Je me suis assise au pied de la chapelle, dans le vent discret. Je pensais au spectacle que devait offrir Pereslavl au XIX° siècle, avant l’effondrement. Je rêvais de la ville invisible de Kitej où j’aimerais m’enfuir à jamais. Car dès mon enfance, je n’étais pas de ce temps, d’ailleurs s’y adapter, n’est-ce pas se donner au démon ?
Cependant, les gros nuages immaculés  passaient dans leur mouvement éternel et emportaient la lune, toute blanche, dans ce gouffre profondément bleu qui me faisait face, et derrière moi, brillait une maison jaune, elle brillait si gaiment, qu’elle éclipsait toutes les autres, les neuves et moches et leurs palissades métalliques.

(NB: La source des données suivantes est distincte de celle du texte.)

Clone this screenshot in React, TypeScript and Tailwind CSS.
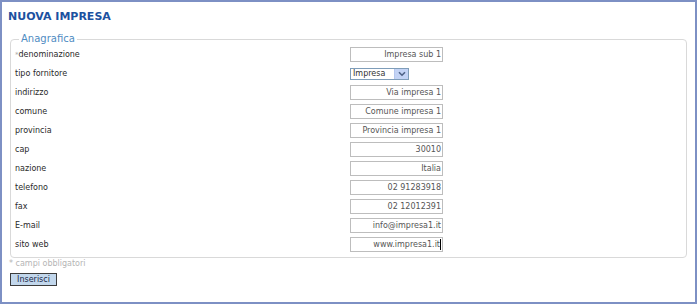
import React from 'react';

const rows: { label: string; value?: string; required?: boolean; select?: boolean; caret?: boolean }[] = [
  { label: 'denominazione', value: 'Impresa sub 1', required: true },
  { label: 'tipo fornitore', select: true },
  { label: 'indirizzo', value: 'Via impresa 1' },
  { label: 'comune', value: 'Comune impresa 1' },
  { label: 'provincia', value: 'Provincia impresa 1' },
  { label: 'cap', value: '30010' },
  { label: 'nazione', value: 'Italia' },
  { label: 'telefono', value: '02 91283918' },
  { label: 'fax', value: '02 12012391' },
  { label: 'E-mail', value: 'info@impresa1.it' },
  { label: 'sito web', value: 'www.impresa1.it', caret: true },
];

const SelectBox = () => (
  <div className="flex items-center w-[59px] h-[12px] border border-[#7f9db9] bg-white">
    <span className="flex-1 pl-[2px] text-[8px] leading-[10px] text-[#333]">Impresa</span>
    <span className="w-[14px] h-[10px] bg-[#c3d3f5] border-l border-[#b5c7ee] flex items-center justify-center">
      <svg width="8" height="6" viewBox="0 0 8 6">
        <path d="M1 1.2 L4 4.2 L7 1.2" fill="none" stroke="#4d6185" strokeWidth="1.6" />
      </svg>
    </span>
  </div>
);

export default function App() {
  return (
    <div className="w-[697px] h-[304px] border-2 border-[#7d90c4] bg-white font-['DejaVu_Sans',sans-serif] overflow-hidden">
      <h1 className="mt-[8px] ml-[6px] text-[11px] leading-[14px] font-bold text-[#1c519f]">NUOVA IMPRESA</h1>
      <fieldset className="mt-[9px] ml-[8px] w-[677px] border border-[#d9d9d9] rounded-[4px] pl-[4px] pr-[4px] pb-[3px]">
        <legend className="ml-[4px] px-[2px] text-[10px] leading-[12px] text-[#4f8cc2]">Anagrafica</legend>
        {rows.map((r) => (
          <div key={r.label} className="flex items-center h-[19px] first:h-[18px]">
            <div className="w-[335px] text-[8px] leading-[10px] text-[#2a2a2a]">
              {r.required && <span className="text-[#aaa] text-[7px]">*</span>}
              {r.label}
            </div>
            {r.select ? (
              <SelectBox />
            ) : (
              <div className="w-[93px] h-[15px] border border-[#bdbdbd] bg-white flex items-center justify-end pr-[1px] text-[8px] leading-[10px] text-[#555]">
                {r.value}
                {r.caret && <span className="w-[1px] h-[11px] bg-black" />}
              </div>
            )}
          </div>
        ))}
      </fieldset>
      <div className="ml-[7px] mt-[1px] text-[8px] leading-[10px] text-[#b5b5b5]">* campi obbligatori</div>
      <button className="ml-[8px] mt-[4px] w-[47px] h-[13px] bg-[#c2d7ec] border border-[#3c3c3c] text-[8px] leading-[10px] text-[#1c2a4a] flex items-center justify-center">
        Inserisci
      </button>
    </div>
  );
}
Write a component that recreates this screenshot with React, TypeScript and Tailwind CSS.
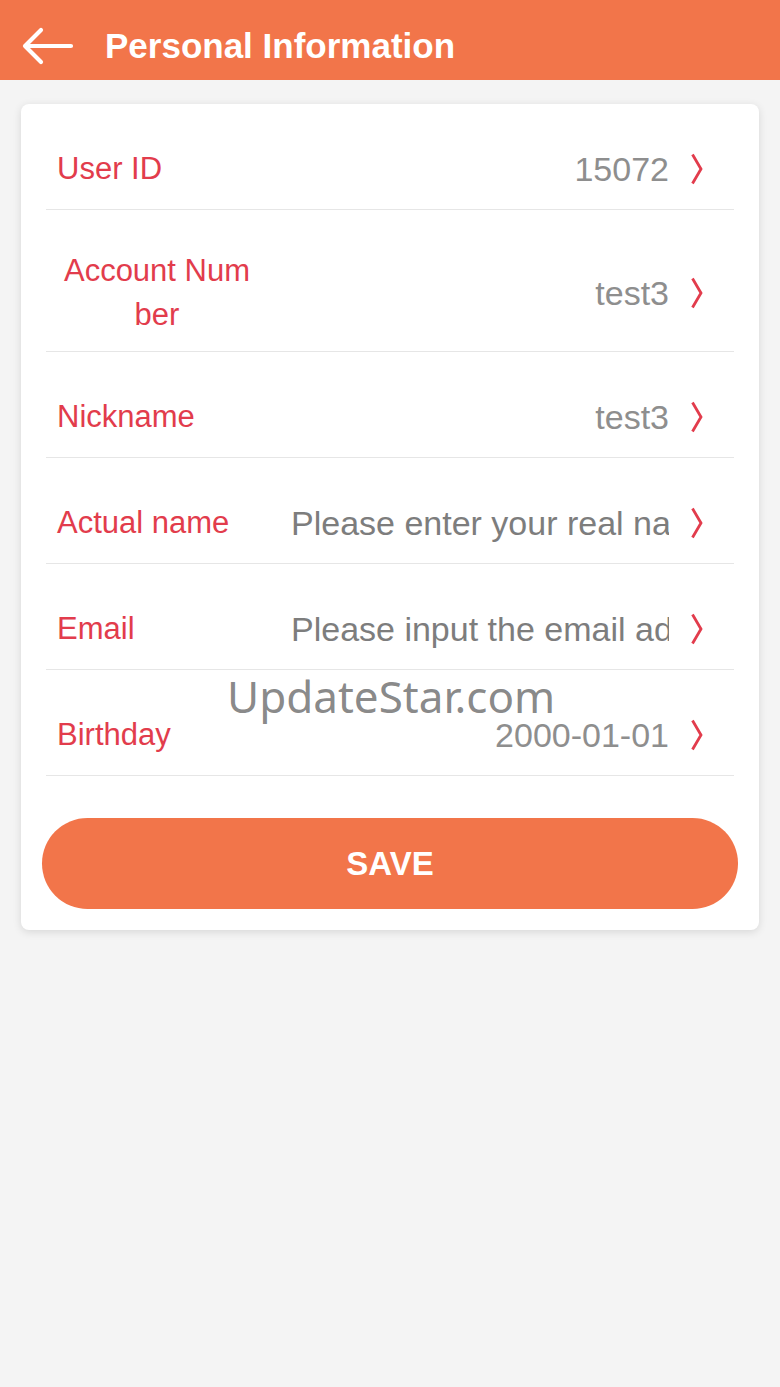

Le prince Alexandre n’était pas loin de mon âme, et aussi le tsar Ivan et son serviteur Féodor, le tsar redoutable et son Peter Pan ténébreux, et je conversais intérieurement avec eux, comme bien souvent, avec ces deux personnages qui me semblent si malheureux, et envers moi, bienveillants. Mais qui prie encore pour eux ? Sans nul doute, ils se raccrochent à cette prière, comme Ariane à son fil, dans le labyrinthe des siècles désertiques. 
 Le paysage d'ici est plein de ces présences, ce qui fut m'est plus réel que ce qui est, ou disons que ne je puis séparer ce qui est de ce qui fut. Mon présent est plein de passé, mon présent est insondable et mon être millénaire.